- AIM -
Gather the lines from the material that contain "styles".

- DATA SECTION -
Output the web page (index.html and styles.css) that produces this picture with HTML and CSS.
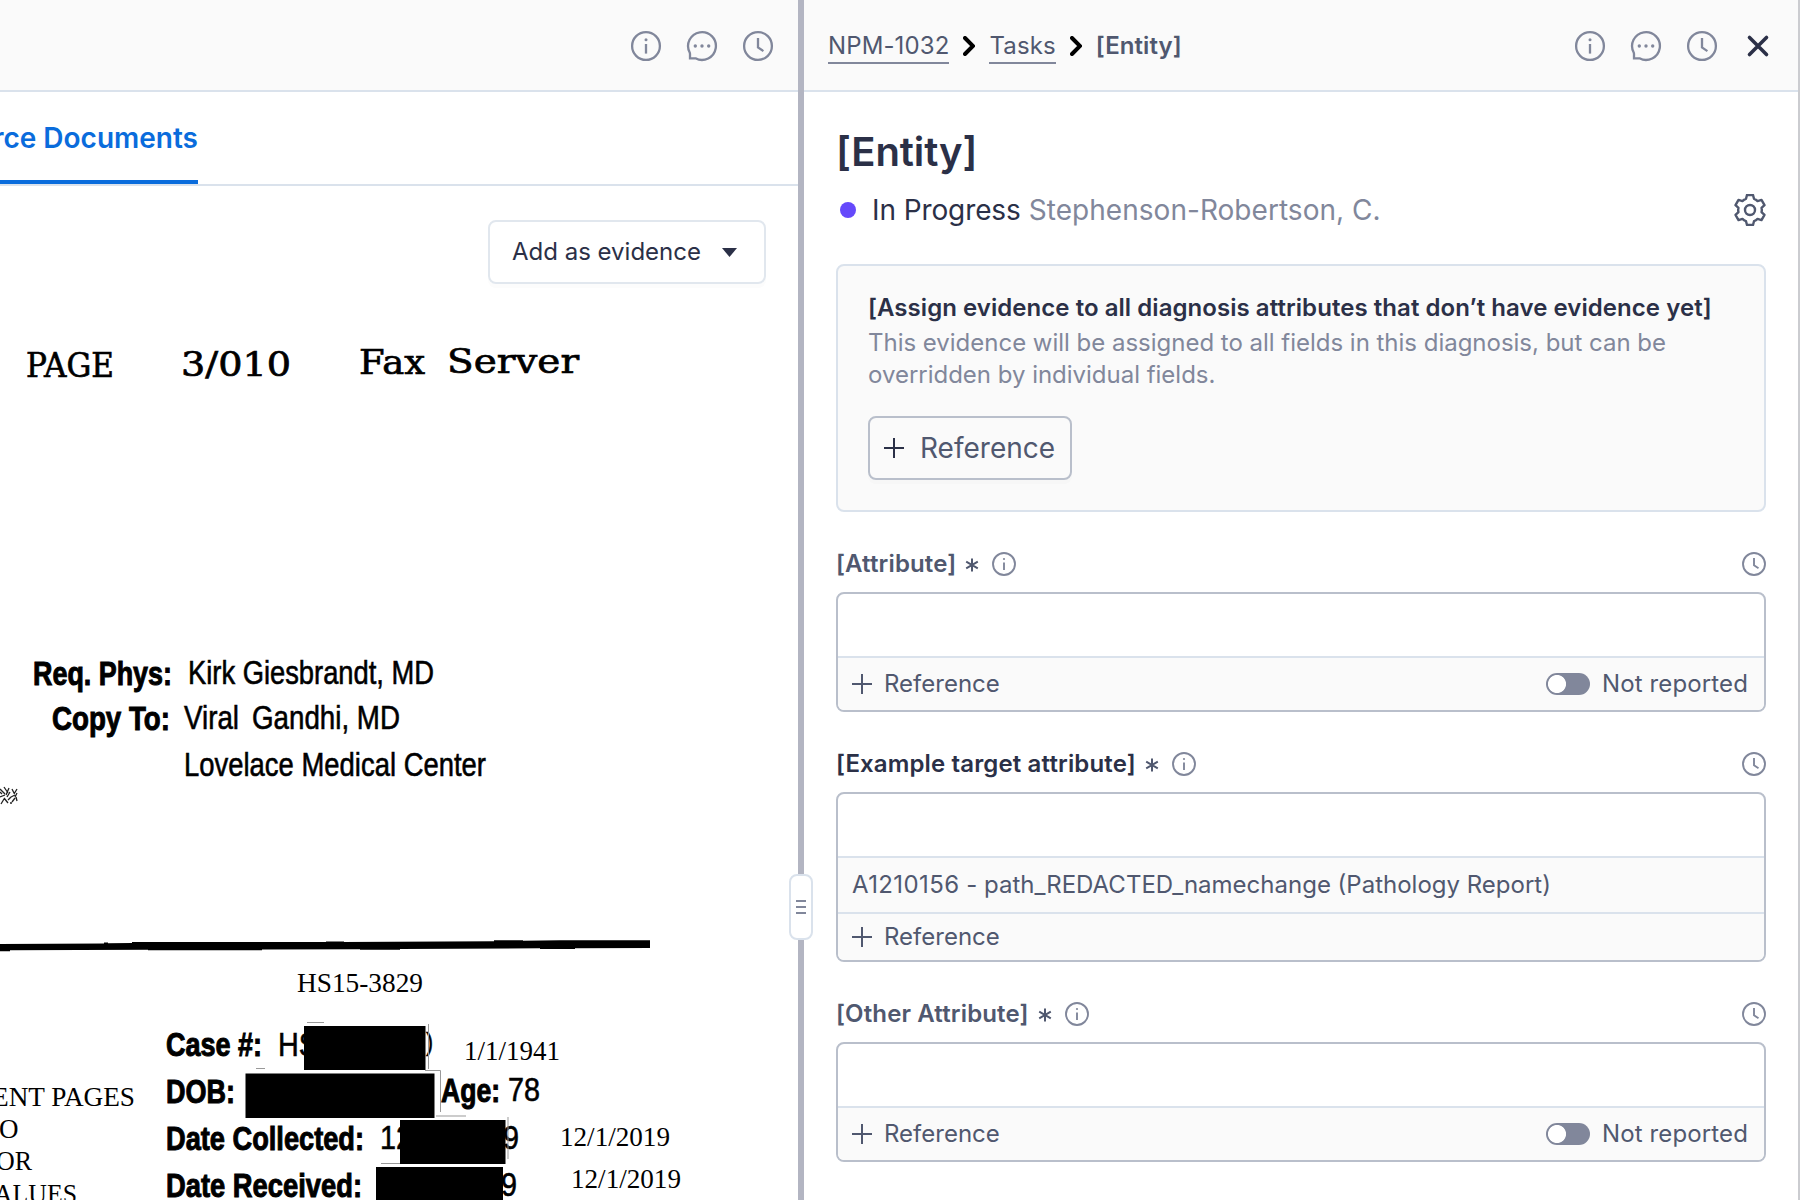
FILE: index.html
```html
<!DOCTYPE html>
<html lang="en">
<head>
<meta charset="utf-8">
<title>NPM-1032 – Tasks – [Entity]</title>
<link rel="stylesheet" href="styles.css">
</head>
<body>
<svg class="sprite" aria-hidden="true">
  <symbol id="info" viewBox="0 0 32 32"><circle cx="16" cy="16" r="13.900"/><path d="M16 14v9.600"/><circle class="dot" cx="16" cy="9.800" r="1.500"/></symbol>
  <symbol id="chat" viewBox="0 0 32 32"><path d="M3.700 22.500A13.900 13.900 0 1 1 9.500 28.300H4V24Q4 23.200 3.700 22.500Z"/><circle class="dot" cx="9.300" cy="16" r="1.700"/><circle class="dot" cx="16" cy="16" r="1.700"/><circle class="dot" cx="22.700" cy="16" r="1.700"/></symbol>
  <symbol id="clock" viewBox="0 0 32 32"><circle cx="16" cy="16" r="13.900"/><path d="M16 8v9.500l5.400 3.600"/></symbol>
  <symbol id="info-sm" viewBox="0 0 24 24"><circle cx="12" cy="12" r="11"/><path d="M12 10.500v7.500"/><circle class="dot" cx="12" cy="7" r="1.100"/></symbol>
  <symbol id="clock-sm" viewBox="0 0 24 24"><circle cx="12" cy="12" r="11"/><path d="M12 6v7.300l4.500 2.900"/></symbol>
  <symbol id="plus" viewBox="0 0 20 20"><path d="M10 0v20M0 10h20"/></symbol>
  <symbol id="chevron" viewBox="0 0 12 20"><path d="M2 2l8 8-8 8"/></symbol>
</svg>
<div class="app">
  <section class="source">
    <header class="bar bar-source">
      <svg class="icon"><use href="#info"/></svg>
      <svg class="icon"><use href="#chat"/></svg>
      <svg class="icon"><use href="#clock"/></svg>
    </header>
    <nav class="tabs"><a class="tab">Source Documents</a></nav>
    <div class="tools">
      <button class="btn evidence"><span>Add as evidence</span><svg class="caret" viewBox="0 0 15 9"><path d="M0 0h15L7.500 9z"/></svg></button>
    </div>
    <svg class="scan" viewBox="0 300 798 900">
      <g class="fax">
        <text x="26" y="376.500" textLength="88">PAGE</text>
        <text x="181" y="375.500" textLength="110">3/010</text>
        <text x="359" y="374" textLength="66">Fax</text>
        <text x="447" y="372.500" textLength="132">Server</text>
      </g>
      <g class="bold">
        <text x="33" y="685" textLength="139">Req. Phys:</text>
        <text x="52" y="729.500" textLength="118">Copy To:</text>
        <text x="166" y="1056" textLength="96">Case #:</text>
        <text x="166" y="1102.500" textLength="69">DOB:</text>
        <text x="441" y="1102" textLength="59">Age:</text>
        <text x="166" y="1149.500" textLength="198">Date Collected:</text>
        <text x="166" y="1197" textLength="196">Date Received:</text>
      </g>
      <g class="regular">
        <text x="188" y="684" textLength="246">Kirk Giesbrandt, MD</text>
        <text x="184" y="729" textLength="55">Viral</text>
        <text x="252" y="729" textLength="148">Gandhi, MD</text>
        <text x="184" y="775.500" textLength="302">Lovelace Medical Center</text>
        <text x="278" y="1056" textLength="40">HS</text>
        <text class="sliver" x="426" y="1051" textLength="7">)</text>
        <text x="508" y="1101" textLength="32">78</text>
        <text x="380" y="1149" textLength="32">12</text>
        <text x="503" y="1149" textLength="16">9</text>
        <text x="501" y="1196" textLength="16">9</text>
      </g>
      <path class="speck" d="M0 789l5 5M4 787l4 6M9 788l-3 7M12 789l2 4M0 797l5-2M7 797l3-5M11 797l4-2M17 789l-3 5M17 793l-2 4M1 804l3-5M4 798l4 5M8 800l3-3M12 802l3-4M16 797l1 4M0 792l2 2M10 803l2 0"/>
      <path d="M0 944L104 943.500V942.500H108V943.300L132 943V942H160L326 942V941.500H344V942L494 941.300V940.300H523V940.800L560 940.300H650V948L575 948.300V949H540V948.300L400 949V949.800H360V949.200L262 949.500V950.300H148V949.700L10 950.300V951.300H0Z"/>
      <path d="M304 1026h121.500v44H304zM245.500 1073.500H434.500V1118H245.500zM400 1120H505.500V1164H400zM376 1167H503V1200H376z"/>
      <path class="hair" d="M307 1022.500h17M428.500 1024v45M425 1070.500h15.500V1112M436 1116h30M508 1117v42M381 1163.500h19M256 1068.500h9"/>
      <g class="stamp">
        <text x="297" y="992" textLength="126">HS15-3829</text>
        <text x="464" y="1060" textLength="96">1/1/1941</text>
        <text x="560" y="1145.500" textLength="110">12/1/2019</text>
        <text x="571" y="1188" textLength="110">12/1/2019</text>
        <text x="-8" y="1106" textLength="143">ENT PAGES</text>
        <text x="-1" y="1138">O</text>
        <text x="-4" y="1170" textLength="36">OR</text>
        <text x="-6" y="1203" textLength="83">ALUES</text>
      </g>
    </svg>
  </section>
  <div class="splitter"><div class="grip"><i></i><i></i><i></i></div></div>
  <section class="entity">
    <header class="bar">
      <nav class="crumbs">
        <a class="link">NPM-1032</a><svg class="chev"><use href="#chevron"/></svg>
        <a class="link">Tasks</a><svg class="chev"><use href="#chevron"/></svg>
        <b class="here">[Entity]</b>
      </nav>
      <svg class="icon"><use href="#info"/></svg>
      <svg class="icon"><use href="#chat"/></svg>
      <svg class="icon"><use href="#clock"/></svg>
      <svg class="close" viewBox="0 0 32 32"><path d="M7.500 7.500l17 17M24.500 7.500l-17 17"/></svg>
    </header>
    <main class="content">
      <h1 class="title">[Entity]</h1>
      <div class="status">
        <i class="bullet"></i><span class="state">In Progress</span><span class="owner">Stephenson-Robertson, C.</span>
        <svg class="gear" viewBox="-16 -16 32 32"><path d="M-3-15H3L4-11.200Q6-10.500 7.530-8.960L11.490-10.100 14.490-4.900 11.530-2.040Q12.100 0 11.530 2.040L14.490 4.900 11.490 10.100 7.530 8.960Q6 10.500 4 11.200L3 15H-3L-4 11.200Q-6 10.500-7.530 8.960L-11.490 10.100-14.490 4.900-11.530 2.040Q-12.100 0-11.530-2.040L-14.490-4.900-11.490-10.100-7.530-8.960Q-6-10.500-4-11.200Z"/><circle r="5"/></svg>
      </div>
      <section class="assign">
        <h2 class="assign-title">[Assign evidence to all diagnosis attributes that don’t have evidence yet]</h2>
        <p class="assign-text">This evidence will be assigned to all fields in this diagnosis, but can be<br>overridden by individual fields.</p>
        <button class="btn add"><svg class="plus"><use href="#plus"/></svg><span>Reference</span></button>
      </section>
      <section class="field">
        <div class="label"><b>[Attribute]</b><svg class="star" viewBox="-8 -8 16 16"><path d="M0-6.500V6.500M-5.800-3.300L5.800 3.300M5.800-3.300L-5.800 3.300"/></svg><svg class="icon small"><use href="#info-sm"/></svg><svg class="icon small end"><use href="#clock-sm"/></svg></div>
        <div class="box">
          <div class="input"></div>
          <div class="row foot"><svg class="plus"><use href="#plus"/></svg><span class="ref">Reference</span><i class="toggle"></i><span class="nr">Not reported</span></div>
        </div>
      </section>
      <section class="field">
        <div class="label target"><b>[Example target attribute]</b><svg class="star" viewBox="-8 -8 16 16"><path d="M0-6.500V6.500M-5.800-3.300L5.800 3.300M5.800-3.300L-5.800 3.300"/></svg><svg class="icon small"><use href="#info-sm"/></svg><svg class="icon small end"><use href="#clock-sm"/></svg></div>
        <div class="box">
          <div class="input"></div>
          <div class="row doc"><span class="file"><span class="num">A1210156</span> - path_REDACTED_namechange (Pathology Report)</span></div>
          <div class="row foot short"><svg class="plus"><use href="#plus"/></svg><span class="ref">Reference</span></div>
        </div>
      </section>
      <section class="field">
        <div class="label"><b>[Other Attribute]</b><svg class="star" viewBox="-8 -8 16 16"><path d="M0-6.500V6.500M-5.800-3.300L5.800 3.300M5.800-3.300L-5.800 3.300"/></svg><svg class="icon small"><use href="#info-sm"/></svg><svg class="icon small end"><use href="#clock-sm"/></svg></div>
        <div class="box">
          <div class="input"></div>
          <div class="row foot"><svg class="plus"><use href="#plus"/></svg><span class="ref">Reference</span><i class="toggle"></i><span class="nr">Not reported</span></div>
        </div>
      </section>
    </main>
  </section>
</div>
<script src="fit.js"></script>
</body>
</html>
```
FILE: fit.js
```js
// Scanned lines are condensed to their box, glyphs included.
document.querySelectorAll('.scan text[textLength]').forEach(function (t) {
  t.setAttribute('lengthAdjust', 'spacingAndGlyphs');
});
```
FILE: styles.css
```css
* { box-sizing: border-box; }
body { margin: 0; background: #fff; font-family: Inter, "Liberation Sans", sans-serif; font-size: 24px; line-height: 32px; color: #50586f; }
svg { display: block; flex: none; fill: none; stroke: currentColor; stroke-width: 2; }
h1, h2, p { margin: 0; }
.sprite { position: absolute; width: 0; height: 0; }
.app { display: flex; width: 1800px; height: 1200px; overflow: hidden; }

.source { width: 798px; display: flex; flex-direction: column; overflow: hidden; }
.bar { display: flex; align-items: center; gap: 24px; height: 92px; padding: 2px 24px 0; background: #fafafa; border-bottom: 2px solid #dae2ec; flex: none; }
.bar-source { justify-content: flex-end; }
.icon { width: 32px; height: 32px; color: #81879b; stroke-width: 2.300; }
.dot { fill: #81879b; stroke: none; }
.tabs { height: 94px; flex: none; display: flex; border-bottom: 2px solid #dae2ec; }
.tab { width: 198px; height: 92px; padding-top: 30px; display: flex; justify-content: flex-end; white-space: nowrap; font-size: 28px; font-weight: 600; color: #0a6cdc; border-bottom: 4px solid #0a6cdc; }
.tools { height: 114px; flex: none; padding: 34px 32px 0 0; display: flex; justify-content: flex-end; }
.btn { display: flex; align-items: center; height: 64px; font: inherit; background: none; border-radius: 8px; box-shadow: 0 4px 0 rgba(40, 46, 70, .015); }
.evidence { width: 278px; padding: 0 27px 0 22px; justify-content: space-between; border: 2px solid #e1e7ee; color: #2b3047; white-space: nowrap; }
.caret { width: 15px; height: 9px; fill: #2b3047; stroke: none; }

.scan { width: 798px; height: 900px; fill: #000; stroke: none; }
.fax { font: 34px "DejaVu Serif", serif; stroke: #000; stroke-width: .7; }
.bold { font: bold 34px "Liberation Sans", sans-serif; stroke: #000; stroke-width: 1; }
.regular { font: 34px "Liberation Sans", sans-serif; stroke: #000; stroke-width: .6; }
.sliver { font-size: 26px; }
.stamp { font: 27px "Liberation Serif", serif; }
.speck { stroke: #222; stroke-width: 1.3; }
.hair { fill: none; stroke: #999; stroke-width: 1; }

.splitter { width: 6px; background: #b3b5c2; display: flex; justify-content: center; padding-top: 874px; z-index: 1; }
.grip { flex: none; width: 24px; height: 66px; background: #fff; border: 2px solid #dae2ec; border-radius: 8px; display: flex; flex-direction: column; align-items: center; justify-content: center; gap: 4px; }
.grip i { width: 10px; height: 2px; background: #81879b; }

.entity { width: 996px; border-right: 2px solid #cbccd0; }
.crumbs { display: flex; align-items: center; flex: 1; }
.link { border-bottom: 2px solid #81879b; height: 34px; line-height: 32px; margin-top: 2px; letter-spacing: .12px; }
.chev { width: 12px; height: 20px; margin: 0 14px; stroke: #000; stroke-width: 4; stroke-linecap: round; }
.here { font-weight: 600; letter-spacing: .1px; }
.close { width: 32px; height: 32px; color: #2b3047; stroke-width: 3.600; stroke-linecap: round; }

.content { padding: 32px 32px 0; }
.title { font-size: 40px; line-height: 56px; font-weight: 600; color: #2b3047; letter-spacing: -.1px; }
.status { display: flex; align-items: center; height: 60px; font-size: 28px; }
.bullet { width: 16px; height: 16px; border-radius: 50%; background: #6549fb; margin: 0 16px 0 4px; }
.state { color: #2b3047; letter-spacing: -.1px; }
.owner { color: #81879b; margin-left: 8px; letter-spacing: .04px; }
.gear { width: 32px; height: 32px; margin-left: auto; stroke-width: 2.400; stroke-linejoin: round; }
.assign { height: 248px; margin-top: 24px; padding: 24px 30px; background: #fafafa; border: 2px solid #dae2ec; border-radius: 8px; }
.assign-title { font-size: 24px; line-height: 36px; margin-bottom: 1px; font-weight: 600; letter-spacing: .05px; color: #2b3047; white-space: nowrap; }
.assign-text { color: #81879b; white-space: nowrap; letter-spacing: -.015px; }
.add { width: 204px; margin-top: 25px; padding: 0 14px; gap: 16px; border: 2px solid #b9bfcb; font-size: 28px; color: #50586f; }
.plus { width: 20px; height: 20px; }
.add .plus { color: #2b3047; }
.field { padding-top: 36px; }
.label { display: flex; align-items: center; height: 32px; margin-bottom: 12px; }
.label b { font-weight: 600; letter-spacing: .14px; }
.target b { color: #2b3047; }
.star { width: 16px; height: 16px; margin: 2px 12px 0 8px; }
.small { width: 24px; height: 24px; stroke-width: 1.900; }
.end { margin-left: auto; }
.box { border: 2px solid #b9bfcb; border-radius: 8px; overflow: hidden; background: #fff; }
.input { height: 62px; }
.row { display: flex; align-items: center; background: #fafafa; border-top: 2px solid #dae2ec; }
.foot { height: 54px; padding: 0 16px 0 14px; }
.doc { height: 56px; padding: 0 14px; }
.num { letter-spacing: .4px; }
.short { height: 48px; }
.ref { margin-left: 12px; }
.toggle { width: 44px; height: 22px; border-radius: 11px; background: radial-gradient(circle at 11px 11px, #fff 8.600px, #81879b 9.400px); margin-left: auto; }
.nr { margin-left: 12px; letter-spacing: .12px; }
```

- WRITTEN ANSWER -
Output the web page (index.html and styles.css) that produces this picture with HTML and CSS.
<link rel="stylesheet" href="styles.css">
FILE: styles.css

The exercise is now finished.